It was up to the commercials to save the Super Bowl XLVIII broadcast thanks to the whoopin' the Seattle Seahawks laid on the Denver Broncos. Sadly, many of the commercials in this year's Super Bowl class were anything but super. One of those commercials with a sports tie-in caught my eye for a peculiar reason.
Subway aired a new commercial advertising their new Fritos Chicken Enchilada melt, continuing the bizarre trend of fast food chains depending on snack foods to dazzle consumers. If Fritos subs or Doritos tacos are the next great innovation in American cuisine we're in more trouble than I thought.
The Subway commercial featured a number of prominent, well-known sports figures – Michael Phelps, Nastia Liukin, Apolo Ohno, and Jay Glazer.
And then there was Mike Lee.
Mike Lee. He was the boxer fella that had "Mike Lee" emblazoned on his shorts just so you would know it was Mike Lee.
Who is this boxer .00001% of the population watching the Super Bowl would recognize if he didn't have his name on his person and why was he grouped in with people actually famous for their athletic accomplishments?
Well, Mike Lee is in fact a real boxer. In fact, he has a 10-0 professional record. But here's the rub. He hasn't had a fight since August 2012, which is pretty strange for someone featured in a national advertising campaign in January 2014. When I tweeted about Lee last night at Awful Announcing, SI boxing writer Chris Mannix replied how strange it was to see him promoted alongside Olympic champions.
@awfulannouncing Bizarre that he is part of that campaign. Fringe prospect who hasn't fought in a year and a half.
— Chris Mannix (@ChrisMannixSI) February 3, 2014
Good luck finding any information whatsoever on whether or not Mike Lee actually plans to box again. You'd have better luck finding out what happened to Denver's missing offense from last night. (rimshot) According to his Wikipedia page (and I know you're not supposed to cite Wikipedia, but it's literally the only source out there on this guy), Lee was released from Top Rank Promotions after pulling out of a fight three separate times. His Twitter page is little more than pictures of him training for a fight that may or may not be on the horizon and product placement for Subway.

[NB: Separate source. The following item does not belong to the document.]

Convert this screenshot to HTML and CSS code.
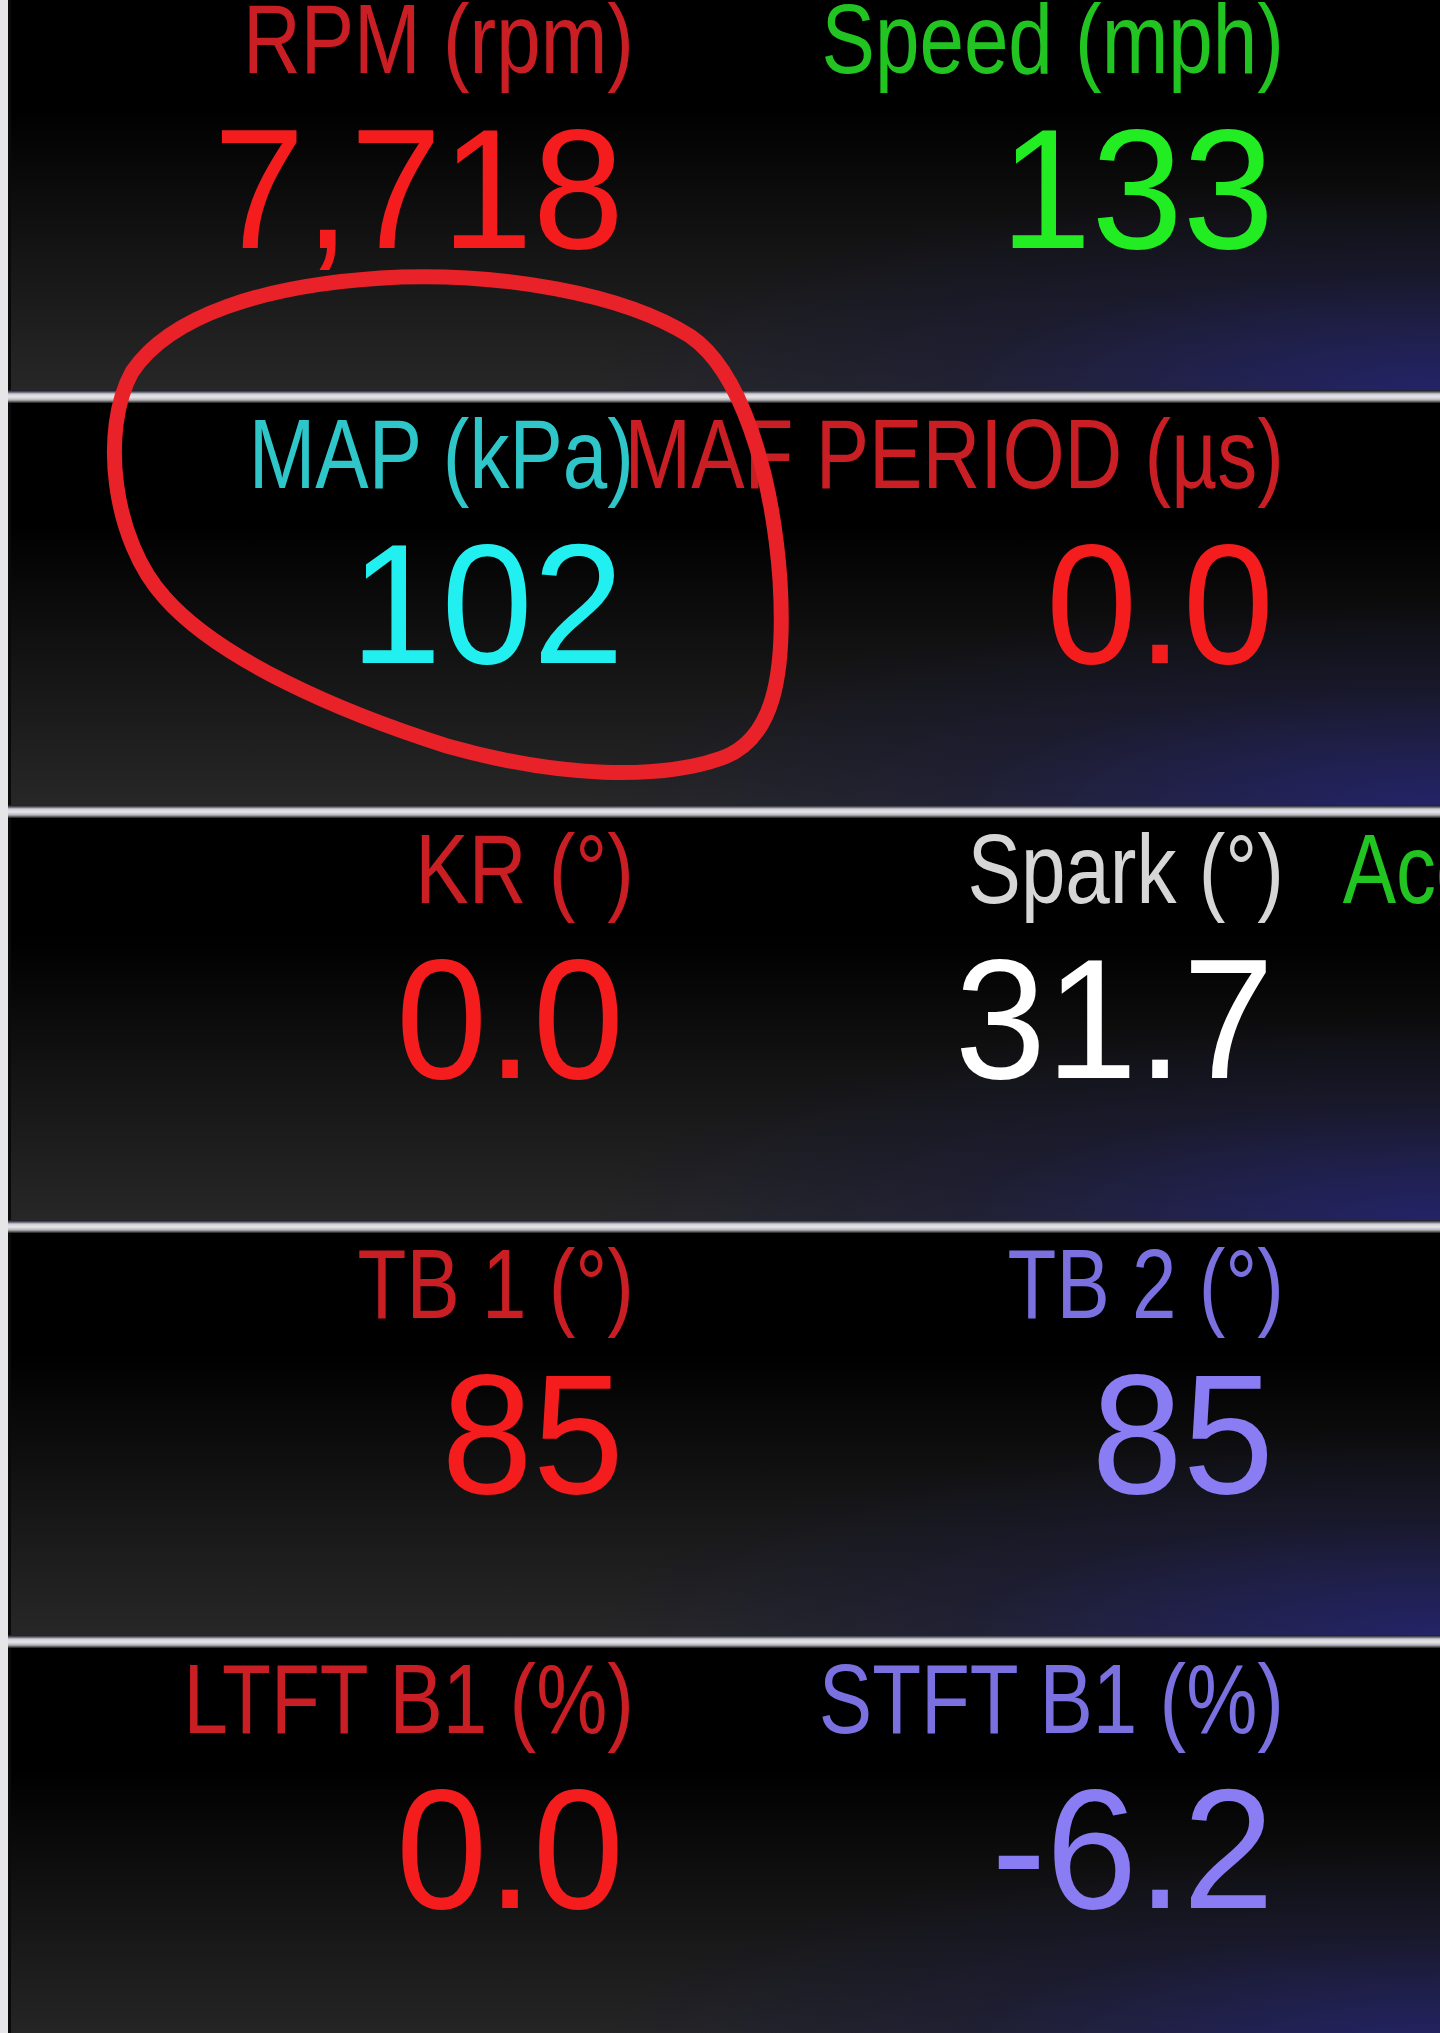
FILE: index.html
```html
<!DOCTYPE html>
<html lang="en">
<head>
  <meta charset="UTF-8" />
  <meta name="viewport" content="width=device-width, initial-scale=1.0"/>
  <title>Gauge Dashboard</title>
  <link rel="stylesheet" href="styles.css">
</head>
<body>

  <div class="screen">
    <!-- Row 1 -->
    <div class="row">
      <div class="cell red">
        <div class="label">RPM (rpm)</div>
        <div class="value">7,718</div>
      </div>
      <div class="cell green">
        <div class="label">Speed (mph)</div>
        <div class="value">133</div>
      </div>
      <div class="cell"></div>
    </div>
    <div class="sep"></div>

    <!-- Row 2 -->
    <div class="row">
      <div class="cell cyan">
        <div class="label">MAP (kPa)</div>
        <div class="value">102</div>
      </div>
      <div class="cell red">
        <div class="label">MAF PERIOD (µs)</div>
        <div class="value">0.0</div>
      </div>
      <div class="cell"></div>
    </div>
    <div class="sep"></div>

    <!-- Row 3 -->
    <div class="row">
      <div class="cell red">
        <div class="label">KR (°)</div>
        <div class="value">0.0</div>
      </div>
      <div class="cell white">
        <div class="label">Spark (°)</div>
        <div class="value">31.7</div>
      </div>
      <div class="cell green">
        <div class="label">Accel. Pedal (%)</div>
        <div class="value">100</div>
      </div>
    </div>
    <div class="sep"></div>

    <!-- Row 4 -->
    <div class="row">
      <div class="cell red">
        <div class="label">TB 1 (°)</div>
        <div class="value">85</div>
      </div>
      <div class="cell purple">
        <div class="label">TB 2 (°)</div>
        <div class="value">85</div>
      </div>
      <div class="cell"></div>
    </div>
    <div class="sep"></div>

    <!-- Row 5 -->
    <div class="row">
      <div class="cell red">
        <div class="label">LTFT B1 (%)</div>
        <div class="value">0.0</div>
      </div>
      <div class="cell purple">
        <div class="label">STFT B1 (%)</div>
        <div class="value">-6.2</div>
      </div>
      <div class="cell"></div>
    </div>
  </div>

  <!-- hand drawn circle around MAP -->
  <svg class="scribble" viewBox="0 0 1440 2033" width="1440" height="2033">
    <path d="M 401 277
             C 500 274, 620 292, 690 336
             C 740 370, 772 470, 780 580
             C 786 680, 772 740, 722 758
             C 660 780, 560 778, 447 746
             C 340 712, 220 660, 165 598
             C 112 540, 100 430, 132 372
             C 168 318, 260 283, 401 277 Z"
          fill="none" stroke="#e82228" stroke-width="15" stroke-linejoin="round" stroke-linecap="round"/>
  </svg>

</body>
</html>
```

FILE: styles.css
```css
body {
  margin: 0;
  padding: 0;
  background: #000;
  font-family: "Liberation Sans", Arial, sans-serif;
  overflow: hidden;
  position: relative;
  height: 2033px;
}

.screen {
  margin-top: -12px;
  border-left: 8px solid #e6e6e8;
  filter: blur(0.6px);
}

.row {
  display: grid;
  grid-template-columns: repeat(3, 650px);
  height: 402px;
  box-sizing: border-box;
  padding-top: 18px;
  border-left: 3px solid #0a0a0a;
  background-color: #000;
  background-image:
    radial-gradient(75% 65% at 100% 100%, rgba(34, 34, 120, 0.8) 0%, rgba(24, 24, 70, 0.4) 45%, rgba(0, 0, 0, 0) 80%),
    linear-gradient(to bottom, #000 30%, #141414 65%, #272727 100%);
}

.sep {
  height: 13px;
  background: linear-gradient(to bottom, #101020 0, #5a5a64 2px, #cfcfd6 4px, #e6e6ea 7px, #b4b4ba 10px, #1a1a1a 13px);
}

.cell {
  display: flex;
  flex-direction: column;
  align-items: flex-end;
  padding-right: 27px;
  white-space: nowrap;
}

.label {
  font-size: 80px;
  line-height: 80px;
  height: 80px;
  transform: scaleY(1.22);
  transform-origin: 50% 85%;
}

.value {
  font-size: 164px;
  line-height: 164px;
  height: 164px;
  margin-top: 24px;
  margin-right: 10px;
  transform: scaleY(1.04);
  transform-origin: 50% 85%;
}

.red .label { color: #c81e24; }
.red .value { color: #f41c1c; }

.green .label { color: #22c422; }
.green .value { color: #22ec22; }

.cyan .label { color: #2ec6c8; }
.cyan .value { color: #22f0f0; }

.white .label { color: #d6d6d6; }
.white .value { color: #ffffff; }

.purple .label { color: #7a70e0; }
.purple .value { color: #8a7cf2; }

.scribble {
  position: absolute;
  top: 0;
  left: 0;
  pointer-events: none;
}
```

So who is Mike Lee? He seems to be little more than a marketing creation filling the chasm that is American boxing and its thirst for a Great White Hope. (The movie version starring Peter Berg is far superior to anything actually produced by the sport since.) Believe it or not, this was the second consecutive year Lee was featured in a Subway Super Bowl ad and the second straight year everyone across America collectively asked "Who is Mike Lee?!?" Only this year, the questions should be more pronounced since he has disappeared from the fight game altogether.
Lee was profiled by Notre Dame magazine, alluding to the glowing prose surrounding Lee that should be reserved for the likes of Ali, Bill Gates, and Pope Francis.
The media take an almost sociological view of him, rarely failing to make note of his 3.8 GPA, finance degree, and interest in The Wall Street Journal and CNBC. There are headlines like USA Today’s “Wall Street can wait: Mike Lee ready to make his mark in the ring” and “Degree from Notre Dame nice, but Lee wants light heavyweight title”; meanwhile, The New York Times opines, “who would have thought the Irish might be able to boast of a world boxing champion before they claim another national title in their signature sport?”
One slight problem with that is to be a world boxing champion, you actually have to fight somebody!
Why was Mike Lee in a Subway Super Bowl commercial in 2014? It's a great question for the sandwich giants as there are literally hundreds of thousands of other athletes that have better credentials at this point in time. Maybe Mike Lee is just the latest example of boxing floundering for a Great White Hope. Maybe he's nothing more than a marketing creation. Maybe he's just a guy Subway found to fill their pre-made "Mike Lee" boxing shorts.